AG Ken Paxton reaches $438.5 million settlement with JUUL
LOS ANGELES, CALIFORNIA - JUNE 22: Packages of Juul e-cigarettes are displayed for sale in the Brazil Outlet shop on June 22, 2022 in Los Angeles, California. The Food and Drug Administration (FDA) is reportedly preparing to order Juul Labs Inc. to remove its e-cigarette products from the U.S. market. (Photo by Mario Tama/Getty Images)

SAN ANTONIO (KTSA News) — Texas Attorney General Ken Paxton is announcing a $438.5 million settlement with JUUL Labs over the e-cigarette company’s marketing and sales practices.

A two-year bi-partisan investigation found that JUUL was willfully marketing its vaping products to youth, despite the fact that this demographic cannot legally purchase or use products containing nicotine. The investigation also found JUUL was becoming a dominant player in the vaping industry by using launch parties, advertisements using young models, social media posts and free samples. JUUL products were found to be easily concealed and often used flavors attractive to underage users. The company was also accused of using age verification techniques that it knew were not reliable.

“When I launched this investigation over two years ago, my goal was to make sure JUUL was held liable for any wrongdoing done in the past and ensure that they change direction to fully comply with the law going forward. This settlement helps accomplish both of those priorities,” said Attorney General Paxton. “My commitment to protecting consumers from deceptive business practices is unwavering, and any company that misleads Texans, especially our youth, will be held accountable for their actions.”

Paxton launched the investigation in 2020, along with the Attorneys General of Connecticut and Oregon.
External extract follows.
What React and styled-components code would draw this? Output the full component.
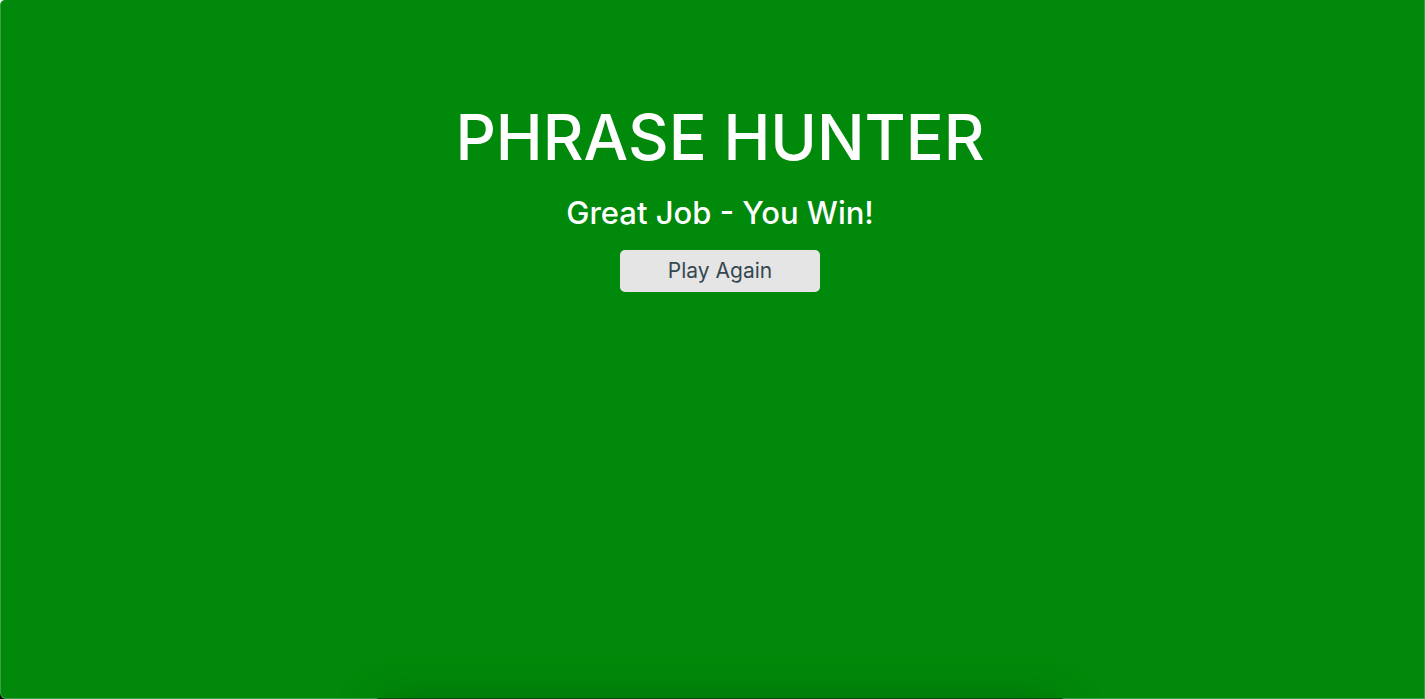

In a release, Paxton’s office says 34 states and territories were a part of the settlement.

Texas is scheduled to receive $42.8 million dollars over a period of six to 10 years. The agreement also includes strong marketing, sales and distribution guidelines, including restrictions on marketing to people under 35, limits on in-store displays and access, online sales limits, retail sales limits, age verification requirements on all sales, and a retail compliance check protocol.